We recommend a trip around Mandø city on your own, and after the trip the beautiful and special nature of the island can be explored, either on foot or by bicycle.

You may want to start your town walk in Klithus Mandø by viewing the Nature Exhibition about Mandø and the Wadden Sea. This exciting exhibition shows the history of the island, its nature, the many storm surges, the dikes, the incredible bird life and how people lived on the island then and now. Admission is free. The exhibition is open during the opening hours of Klithus Mandø.

Following the trail leading past the old Rescue Station, you will reach the high dune, which is the island’s vantage point towards the west. From here, especially at the sunset, the view across the sea and the waddens is breathtaking. Below the dune you will see the storm surge column, which commemorates the water level during the 1634 storm surge, the worst in the history of the Wadden Sea. This storm surge destroyed the town on Old Mandø, and the islanders prudently moved to the 10 metre high dune, where the town lies today.  

The Rescue Station is owned by Mandø Museum and functioned as a rescue station from 1912 to 1961. It contains a handicraft and souvenir boutique, which is open during the tourist season. Across from the Rescue Station stands a commemorative stone to Queen Dagmar who, according to an old folk ballad, set foot on Danish soil here in 1205 for the very first time.

Now, turn right on Vestervej and then left on Mandø Byvej at the first intersection. A few metres from LokalBrugsen and the stop for the Mandø bus, you will find Mandøhuset, an old sea captain’s home, built around 1831, that now functions as a district museum.  Mandøhuset - Mandø Museum stands exactly as it did when it was built and is mostly furnished so it looks as though the captain’s family just left momentarily. The east part of the home contains changing exhibitions such as the history of the rescue service, or beach wrecks on Mandø and plane crashes during WW II. The museum also contains the island’s local history archive. The museum, which is run by volunteers, has opening hours that coincide with the busses and their arrivals and departures on the island.

Now turn right going south where you will find the tower-less Mandø Church, a four-nave building made from large medieval bricks, which can be dated to 1639 (restored in 1727) with a west of porch from 1792. The porch has two main doors, either one used depending on the direction of the wind.
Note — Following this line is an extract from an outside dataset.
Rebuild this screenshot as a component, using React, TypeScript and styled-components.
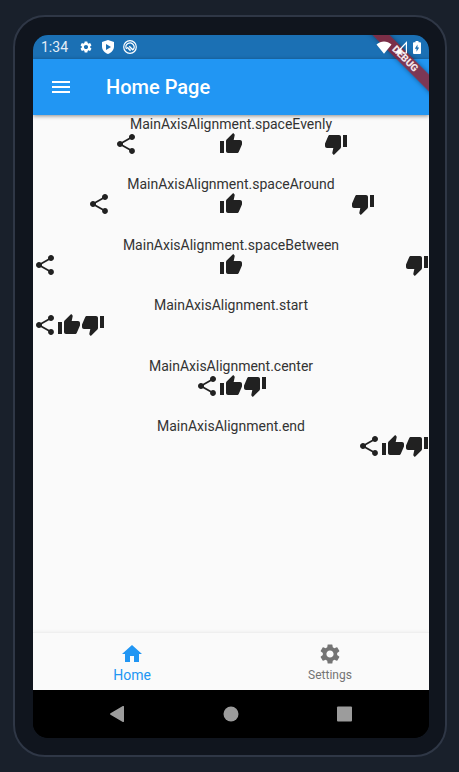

West of the church stands the bell frame that was erected in 1939. The church is equipped with four ship’s models in remembrance of the many islanders who were seamen.  The altarpiece is a copy of Joakim Skovgaard’s painting Jesus leads the Thief into Paradise. The original is now located in Copenhagen. The pulpit came from Ribe Abbey in 1826, and there is a Romanesque baptismal font made in granite. As well, the 10,000-year-old reindeer antlers once used as hat pegs. The church and the cemetery are situated on a terp in order to be sure during the high tide.

Now, walk back and go past Mandøhuset and further along Mandø Byvej. In the northern part of town you will find Mandø Kro. This small Inn was built before 1900, originally the town hall, but was later rebuild as an Inn with a restaurant and rooms. It has been remodelled several times, but always in the original style. It serves good Danish meals inspired by the local area.

The last stop is the town’s landmark, the mill, which can be seen from the Inn. The old Mandø Mill, a Dutch windmill from 1832, has functioned as a mill up to the WW II. The restoration, done between 2008 and 2009, maintained the mill’s early look and function and reused original parts. Today, the mill is fully functional and can mill grain. Visit the little store inside the mill. All profits go to the mill in full.  

Having taken this little Mandø town tour, you are now ready to make the acquaintance, by hiking or biking, with the island’s unique flora and fauna.

A walk along Låningsvejen is an intense experience where you are at eye level with the sea and the open marshland.
The trip is 6.5 km.
Remember to always check the tidal table, and that all traffic is at your own risk.

Mandø Ebbevej
A walk across the dry seabed on Ebbevejen is a step closer to nature. Ebbevejen is marked with rice brooms.
The trip is about 5 km.
Remember to always check the tidal table, and that all traffic is at your own risk.